### WRITTEN PROBLEM:
Go through the records below line by line, counting those that contain the word "screenshot"; answer with the count only.

### DATASET RECORDS:
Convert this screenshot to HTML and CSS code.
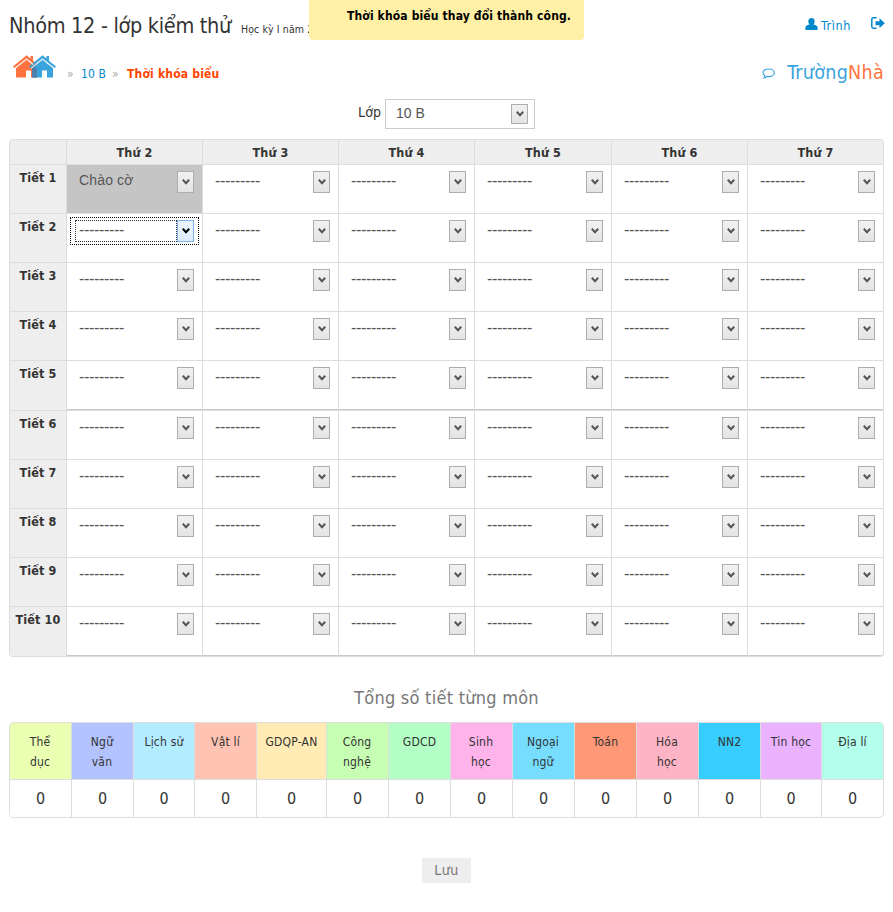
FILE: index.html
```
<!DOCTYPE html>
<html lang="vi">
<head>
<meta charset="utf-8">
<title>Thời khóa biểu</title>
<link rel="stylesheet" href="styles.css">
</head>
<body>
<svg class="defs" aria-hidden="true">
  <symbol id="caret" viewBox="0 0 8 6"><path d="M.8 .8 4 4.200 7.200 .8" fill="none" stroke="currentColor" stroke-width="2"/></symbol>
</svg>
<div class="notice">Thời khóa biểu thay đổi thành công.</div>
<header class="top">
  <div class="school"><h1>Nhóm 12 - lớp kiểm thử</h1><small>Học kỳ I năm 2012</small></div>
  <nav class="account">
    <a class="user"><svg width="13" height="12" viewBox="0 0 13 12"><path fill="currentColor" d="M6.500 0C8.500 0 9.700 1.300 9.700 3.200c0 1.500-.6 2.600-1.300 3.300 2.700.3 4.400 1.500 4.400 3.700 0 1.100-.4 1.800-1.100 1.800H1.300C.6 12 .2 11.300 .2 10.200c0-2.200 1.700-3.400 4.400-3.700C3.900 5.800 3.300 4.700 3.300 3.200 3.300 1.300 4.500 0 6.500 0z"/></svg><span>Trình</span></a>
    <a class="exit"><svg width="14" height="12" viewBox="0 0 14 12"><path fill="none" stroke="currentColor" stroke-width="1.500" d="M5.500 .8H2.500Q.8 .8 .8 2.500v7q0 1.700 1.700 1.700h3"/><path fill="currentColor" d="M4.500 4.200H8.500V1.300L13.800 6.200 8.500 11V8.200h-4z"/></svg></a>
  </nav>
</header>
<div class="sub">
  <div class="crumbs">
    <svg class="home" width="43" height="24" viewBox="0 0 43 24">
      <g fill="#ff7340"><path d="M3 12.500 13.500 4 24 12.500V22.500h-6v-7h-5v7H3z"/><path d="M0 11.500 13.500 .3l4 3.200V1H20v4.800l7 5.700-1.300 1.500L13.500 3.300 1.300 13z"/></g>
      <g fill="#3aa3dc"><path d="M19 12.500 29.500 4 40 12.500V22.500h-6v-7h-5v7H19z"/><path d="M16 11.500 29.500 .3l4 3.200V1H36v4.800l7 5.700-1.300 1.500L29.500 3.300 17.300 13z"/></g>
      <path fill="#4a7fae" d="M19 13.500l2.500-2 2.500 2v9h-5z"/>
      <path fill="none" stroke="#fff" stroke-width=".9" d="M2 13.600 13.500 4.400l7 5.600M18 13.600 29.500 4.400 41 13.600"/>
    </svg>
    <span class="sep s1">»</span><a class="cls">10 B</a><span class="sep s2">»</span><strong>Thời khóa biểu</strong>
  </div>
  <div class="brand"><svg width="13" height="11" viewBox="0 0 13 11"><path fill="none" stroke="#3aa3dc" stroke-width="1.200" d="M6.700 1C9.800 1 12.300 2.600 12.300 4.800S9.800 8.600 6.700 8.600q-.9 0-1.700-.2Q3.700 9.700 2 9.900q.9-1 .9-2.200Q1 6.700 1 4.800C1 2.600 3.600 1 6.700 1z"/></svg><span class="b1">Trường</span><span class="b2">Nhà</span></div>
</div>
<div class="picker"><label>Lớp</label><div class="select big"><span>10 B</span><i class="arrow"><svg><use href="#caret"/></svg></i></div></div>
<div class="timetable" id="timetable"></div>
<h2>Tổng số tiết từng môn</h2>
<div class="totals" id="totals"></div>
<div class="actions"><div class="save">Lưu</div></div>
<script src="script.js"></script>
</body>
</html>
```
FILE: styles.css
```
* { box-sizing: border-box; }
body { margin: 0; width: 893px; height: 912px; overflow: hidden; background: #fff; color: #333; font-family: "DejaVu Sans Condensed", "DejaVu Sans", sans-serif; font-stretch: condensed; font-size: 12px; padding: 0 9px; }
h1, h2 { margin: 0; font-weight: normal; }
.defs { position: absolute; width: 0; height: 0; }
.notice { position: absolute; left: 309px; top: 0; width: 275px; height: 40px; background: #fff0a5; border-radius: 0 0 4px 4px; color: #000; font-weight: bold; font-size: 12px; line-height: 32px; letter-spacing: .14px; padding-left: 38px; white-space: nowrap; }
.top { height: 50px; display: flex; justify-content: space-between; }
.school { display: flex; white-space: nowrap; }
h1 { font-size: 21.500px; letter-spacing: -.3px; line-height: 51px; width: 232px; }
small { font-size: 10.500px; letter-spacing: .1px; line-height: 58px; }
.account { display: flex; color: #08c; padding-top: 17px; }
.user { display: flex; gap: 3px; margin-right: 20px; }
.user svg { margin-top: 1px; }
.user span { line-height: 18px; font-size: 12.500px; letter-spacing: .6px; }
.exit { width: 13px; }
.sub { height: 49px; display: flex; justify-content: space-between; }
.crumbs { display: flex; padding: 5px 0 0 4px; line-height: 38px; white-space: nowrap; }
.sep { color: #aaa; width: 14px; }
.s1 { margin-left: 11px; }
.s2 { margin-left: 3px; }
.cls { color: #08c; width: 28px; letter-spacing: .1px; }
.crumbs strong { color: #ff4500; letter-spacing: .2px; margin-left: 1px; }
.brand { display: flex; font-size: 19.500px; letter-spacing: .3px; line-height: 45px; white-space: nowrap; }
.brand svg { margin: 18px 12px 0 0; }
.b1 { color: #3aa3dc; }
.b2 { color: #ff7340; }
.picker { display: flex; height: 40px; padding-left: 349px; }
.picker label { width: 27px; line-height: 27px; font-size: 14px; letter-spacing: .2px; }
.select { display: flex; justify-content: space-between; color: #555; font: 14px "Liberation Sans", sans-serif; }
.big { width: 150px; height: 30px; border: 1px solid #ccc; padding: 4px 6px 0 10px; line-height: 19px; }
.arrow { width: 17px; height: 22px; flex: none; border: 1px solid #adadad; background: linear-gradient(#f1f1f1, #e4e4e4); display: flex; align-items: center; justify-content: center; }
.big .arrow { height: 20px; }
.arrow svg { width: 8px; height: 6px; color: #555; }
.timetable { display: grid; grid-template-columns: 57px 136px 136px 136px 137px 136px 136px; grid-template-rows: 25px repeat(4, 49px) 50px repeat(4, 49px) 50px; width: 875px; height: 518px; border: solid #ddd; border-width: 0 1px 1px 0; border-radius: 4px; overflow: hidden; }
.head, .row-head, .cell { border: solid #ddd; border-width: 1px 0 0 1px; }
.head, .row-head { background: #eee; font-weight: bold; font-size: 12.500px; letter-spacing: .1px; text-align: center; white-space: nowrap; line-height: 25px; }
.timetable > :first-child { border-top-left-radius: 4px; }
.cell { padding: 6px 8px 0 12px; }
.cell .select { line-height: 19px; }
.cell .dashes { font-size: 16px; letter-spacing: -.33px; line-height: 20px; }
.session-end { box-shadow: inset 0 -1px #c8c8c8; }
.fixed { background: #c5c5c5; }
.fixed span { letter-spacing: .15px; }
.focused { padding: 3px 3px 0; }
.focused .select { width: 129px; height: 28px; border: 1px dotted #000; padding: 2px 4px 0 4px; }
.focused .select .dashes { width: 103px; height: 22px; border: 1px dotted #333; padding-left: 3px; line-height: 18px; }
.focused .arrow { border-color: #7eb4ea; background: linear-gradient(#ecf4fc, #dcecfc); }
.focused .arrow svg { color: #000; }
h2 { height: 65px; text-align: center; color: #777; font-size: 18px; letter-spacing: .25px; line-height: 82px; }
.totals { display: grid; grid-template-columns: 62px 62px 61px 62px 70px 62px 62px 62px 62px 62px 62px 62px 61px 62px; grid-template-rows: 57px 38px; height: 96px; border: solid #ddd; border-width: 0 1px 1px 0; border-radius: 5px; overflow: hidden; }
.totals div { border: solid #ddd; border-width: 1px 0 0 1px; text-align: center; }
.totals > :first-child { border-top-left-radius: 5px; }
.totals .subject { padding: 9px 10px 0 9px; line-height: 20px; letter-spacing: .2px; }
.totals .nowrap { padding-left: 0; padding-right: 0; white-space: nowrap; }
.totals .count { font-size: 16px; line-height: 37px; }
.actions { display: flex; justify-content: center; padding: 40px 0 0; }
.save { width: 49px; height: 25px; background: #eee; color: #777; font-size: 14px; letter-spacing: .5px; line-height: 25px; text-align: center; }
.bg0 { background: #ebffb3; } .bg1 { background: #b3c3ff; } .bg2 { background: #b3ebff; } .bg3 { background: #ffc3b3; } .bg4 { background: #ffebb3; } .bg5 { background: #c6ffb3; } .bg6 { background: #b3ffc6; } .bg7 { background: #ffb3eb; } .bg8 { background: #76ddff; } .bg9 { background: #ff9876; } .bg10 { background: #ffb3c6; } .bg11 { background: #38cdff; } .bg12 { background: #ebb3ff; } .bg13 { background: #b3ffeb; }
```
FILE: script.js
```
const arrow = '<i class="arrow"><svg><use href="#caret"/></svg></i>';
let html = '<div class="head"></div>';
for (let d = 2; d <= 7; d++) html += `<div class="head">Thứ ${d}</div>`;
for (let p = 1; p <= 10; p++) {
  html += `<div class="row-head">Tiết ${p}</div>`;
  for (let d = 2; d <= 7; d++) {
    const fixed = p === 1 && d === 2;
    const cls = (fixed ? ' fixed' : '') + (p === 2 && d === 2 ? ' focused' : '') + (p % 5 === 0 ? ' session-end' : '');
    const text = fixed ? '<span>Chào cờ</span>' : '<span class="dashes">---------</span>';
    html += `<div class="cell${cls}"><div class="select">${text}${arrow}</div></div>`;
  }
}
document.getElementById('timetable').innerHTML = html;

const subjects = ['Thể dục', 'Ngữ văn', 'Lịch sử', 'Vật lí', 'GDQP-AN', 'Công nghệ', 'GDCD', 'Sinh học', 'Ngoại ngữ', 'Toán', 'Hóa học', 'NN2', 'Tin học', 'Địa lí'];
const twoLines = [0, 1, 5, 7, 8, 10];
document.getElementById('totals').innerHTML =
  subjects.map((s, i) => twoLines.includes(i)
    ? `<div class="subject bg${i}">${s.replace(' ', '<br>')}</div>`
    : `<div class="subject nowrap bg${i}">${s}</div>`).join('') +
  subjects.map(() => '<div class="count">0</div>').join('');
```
---
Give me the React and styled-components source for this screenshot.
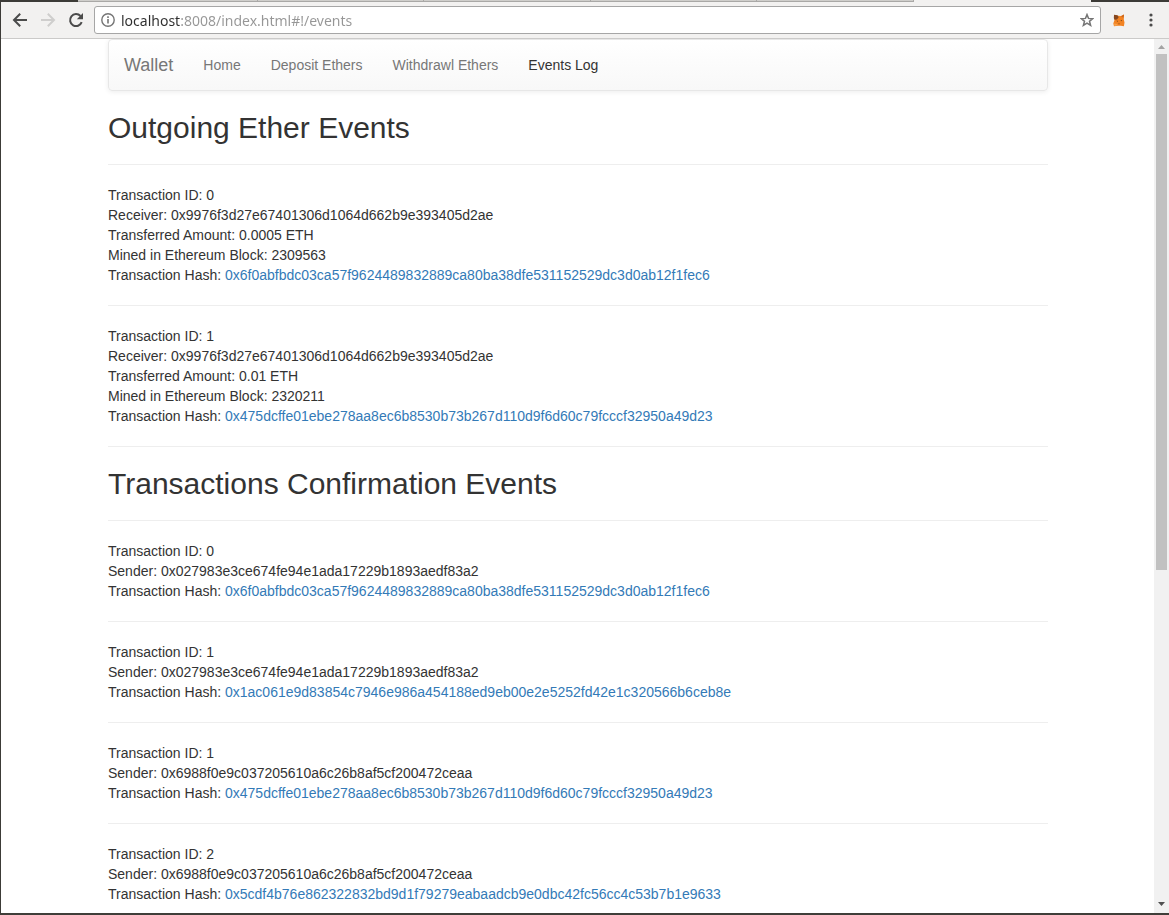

### SOLVED PROBLEM:
2